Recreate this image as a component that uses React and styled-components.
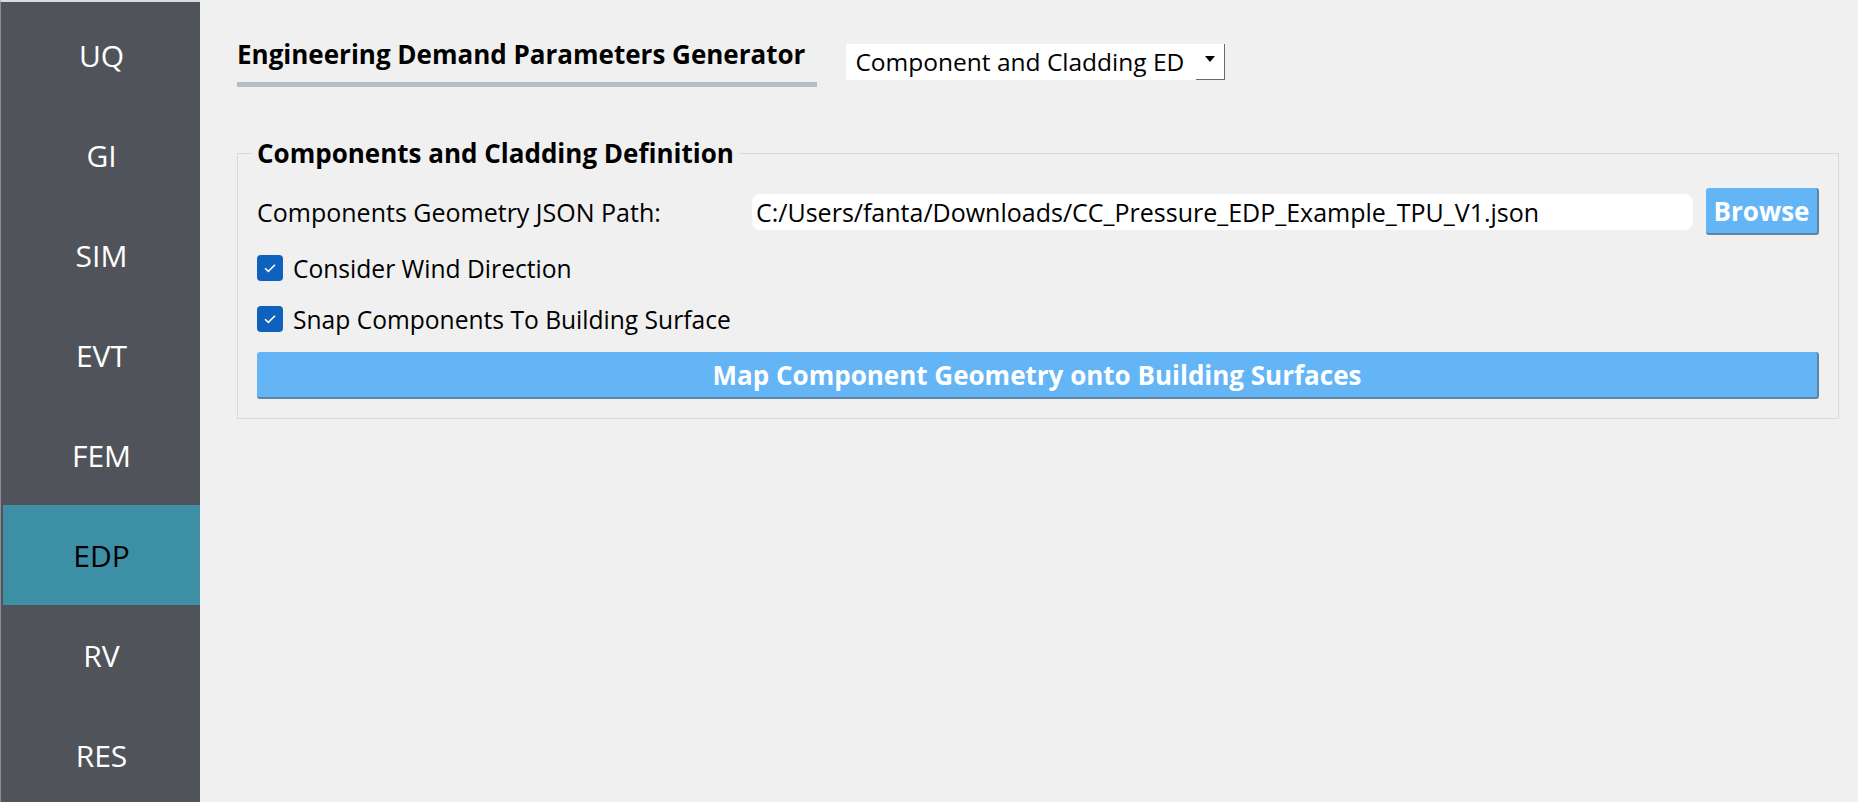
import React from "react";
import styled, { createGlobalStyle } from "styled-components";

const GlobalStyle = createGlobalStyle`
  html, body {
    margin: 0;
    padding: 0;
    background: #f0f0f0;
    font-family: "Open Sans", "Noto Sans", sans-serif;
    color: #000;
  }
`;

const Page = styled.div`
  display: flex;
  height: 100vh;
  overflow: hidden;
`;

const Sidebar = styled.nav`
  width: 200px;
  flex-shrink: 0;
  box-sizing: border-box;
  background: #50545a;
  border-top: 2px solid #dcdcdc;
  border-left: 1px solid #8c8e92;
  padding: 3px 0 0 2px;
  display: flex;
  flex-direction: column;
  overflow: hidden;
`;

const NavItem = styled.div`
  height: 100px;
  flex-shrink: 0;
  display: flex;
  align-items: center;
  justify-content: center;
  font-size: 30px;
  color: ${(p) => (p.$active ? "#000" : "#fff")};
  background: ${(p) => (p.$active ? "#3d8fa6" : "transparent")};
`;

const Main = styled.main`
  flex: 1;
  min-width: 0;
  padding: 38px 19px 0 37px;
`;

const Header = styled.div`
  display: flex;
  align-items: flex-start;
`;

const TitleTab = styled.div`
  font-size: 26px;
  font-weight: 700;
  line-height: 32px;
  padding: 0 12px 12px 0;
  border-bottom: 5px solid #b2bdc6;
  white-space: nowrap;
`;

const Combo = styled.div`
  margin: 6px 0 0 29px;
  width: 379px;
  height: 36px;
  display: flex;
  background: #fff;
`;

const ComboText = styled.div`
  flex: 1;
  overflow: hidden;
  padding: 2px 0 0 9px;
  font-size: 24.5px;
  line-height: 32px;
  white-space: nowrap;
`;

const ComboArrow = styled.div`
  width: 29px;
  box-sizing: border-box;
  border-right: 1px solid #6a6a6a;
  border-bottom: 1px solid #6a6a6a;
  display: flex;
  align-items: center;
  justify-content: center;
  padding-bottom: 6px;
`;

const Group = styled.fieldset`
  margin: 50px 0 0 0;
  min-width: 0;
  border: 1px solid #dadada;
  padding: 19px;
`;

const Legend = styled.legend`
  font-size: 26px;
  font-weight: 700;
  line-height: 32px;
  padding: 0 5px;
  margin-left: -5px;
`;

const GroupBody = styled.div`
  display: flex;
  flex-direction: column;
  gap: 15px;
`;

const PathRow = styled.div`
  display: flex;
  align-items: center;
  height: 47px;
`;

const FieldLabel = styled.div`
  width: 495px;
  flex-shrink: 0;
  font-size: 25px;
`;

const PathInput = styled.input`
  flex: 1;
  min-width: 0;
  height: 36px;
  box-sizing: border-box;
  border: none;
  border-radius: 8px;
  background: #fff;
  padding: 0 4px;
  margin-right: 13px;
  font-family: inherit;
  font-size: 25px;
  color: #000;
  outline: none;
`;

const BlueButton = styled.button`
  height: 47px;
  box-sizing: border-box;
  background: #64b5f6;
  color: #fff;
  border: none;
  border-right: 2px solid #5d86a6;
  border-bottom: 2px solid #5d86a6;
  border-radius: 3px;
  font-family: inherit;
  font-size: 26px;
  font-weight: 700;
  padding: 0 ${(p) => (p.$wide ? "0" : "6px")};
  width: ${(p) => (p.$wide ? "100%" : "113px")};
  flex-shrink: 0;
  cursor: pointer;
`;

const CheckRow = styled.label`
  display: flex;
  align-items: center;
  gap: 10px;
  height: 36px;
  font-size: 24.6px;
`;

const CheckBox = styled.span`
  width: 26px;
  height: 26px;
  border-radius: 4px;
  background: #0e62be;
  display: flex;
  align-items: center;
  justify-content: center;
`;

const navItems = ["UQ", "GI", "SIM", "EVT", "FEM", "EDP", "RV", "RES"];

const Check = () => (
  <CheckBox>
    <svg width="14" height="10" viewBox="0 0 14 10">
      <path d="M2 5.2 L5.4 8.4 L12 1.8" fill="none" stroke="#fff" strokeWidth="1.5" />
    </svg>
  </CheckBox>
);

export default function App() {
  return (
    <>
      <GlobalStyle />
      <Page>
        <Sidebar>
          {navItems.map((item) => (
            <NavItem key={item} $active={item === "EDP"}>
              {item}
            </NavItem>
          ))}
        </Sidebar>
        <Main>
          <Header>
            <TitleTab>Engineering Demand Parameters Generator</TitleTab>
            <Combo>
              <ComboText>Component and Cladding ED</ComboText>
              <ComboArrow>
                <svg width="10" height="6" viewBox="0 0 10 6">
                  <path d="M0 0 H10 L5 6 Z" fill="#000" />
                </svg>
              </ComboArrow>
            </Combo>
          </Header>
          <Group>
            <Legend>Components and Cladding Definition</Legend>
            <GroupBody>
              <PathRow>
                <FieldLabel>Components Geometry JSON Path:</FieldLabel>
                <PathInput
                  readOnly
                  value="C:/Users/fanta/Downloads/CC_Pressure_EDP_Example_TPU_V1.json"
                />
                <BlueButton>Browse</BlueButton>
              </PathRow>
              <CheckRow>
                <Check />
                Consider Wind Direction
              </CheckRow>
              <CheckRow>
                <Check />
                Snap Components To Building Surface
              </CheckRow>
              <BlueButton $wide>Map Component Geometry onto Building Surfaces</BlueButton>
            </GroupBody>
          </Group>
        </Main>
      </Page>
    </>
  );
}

=== WHAT YOU ARE ASKED TO DO ===
Find the lines containing "React" and list every one of them.

=== ANSWER FOR THIS EXERCISE ===
Recreate this image as a component that uses React and styled-components.
import React from "react";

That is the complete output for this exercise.